The history of relations between Russia and the Council of Europe began shortly before the fall of the Berlin Wall, with the historic visit of the then Soviet leader Mikhail Gorbachev to Strasbourg in July of 1989. In a famous speech, he developed his concept of a “Common European House”, which had been outlined before he took office in 1985. The ovation that followed was memorable, but no one at the time imagined the geopolitical upheavals that would lead to the implosion of the USSR, which became official on 25 December 1991.
As early as January 1992, the Russian Federation was granted special guest status with the Parliamentary Assembly of the Council of Europe and, the following May, Moscow applied for membership, which was accepted in January 1996 despite the war in Chechnya.

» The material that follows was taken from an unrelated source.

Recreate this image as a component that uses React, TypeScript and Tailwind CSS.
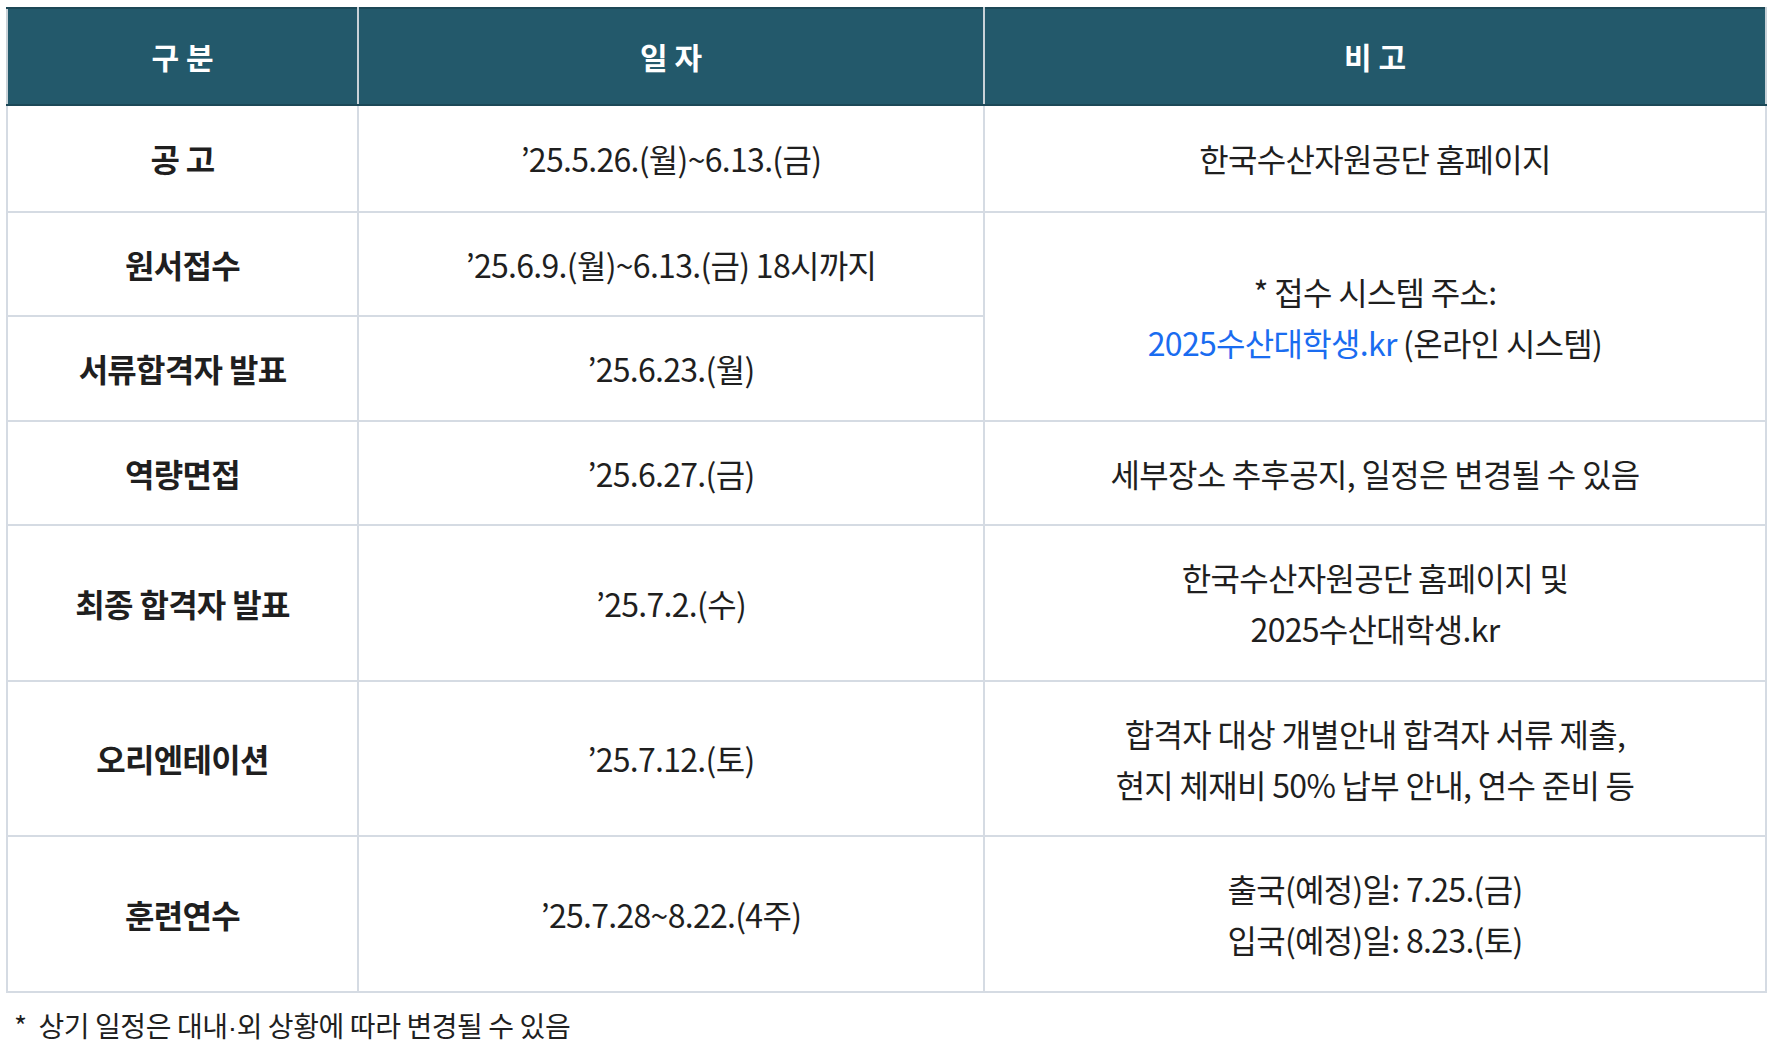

Russia, officially a “major contributor” to the organisation’s budget, was then represented in all Council of Europe bodies, including the European Court of Human Rights, after its ratification of the Convention in 1998. Although it is the only Member State that has not legally abolished the death penalty by merely suspending it, its citizens have been able to have recourse to the Strasbourg judges and - at least initially - to have their governments comply with the judgments.
If, at the beginning, Russia relied on the Council of Europe to advance its democratic agenda, it also quickly saw the vast pan-European platform as a powerful vector of influence, with 39 member countries when it joined and 47 before it was excluded on 16 March (see EUROPE b12912A4).
Over the course of more than two decades, it will end up denouncing Western policies that it will describe up until the last days as “double standards” before castigating an organisation that would have become “a channel of political pressure” used by “a few countries” to “lecture others”, or even “a platform for incantations on Western superiority and narcissism”, according to a statement published on 10 March on the website of the Russian Foreign Ministry.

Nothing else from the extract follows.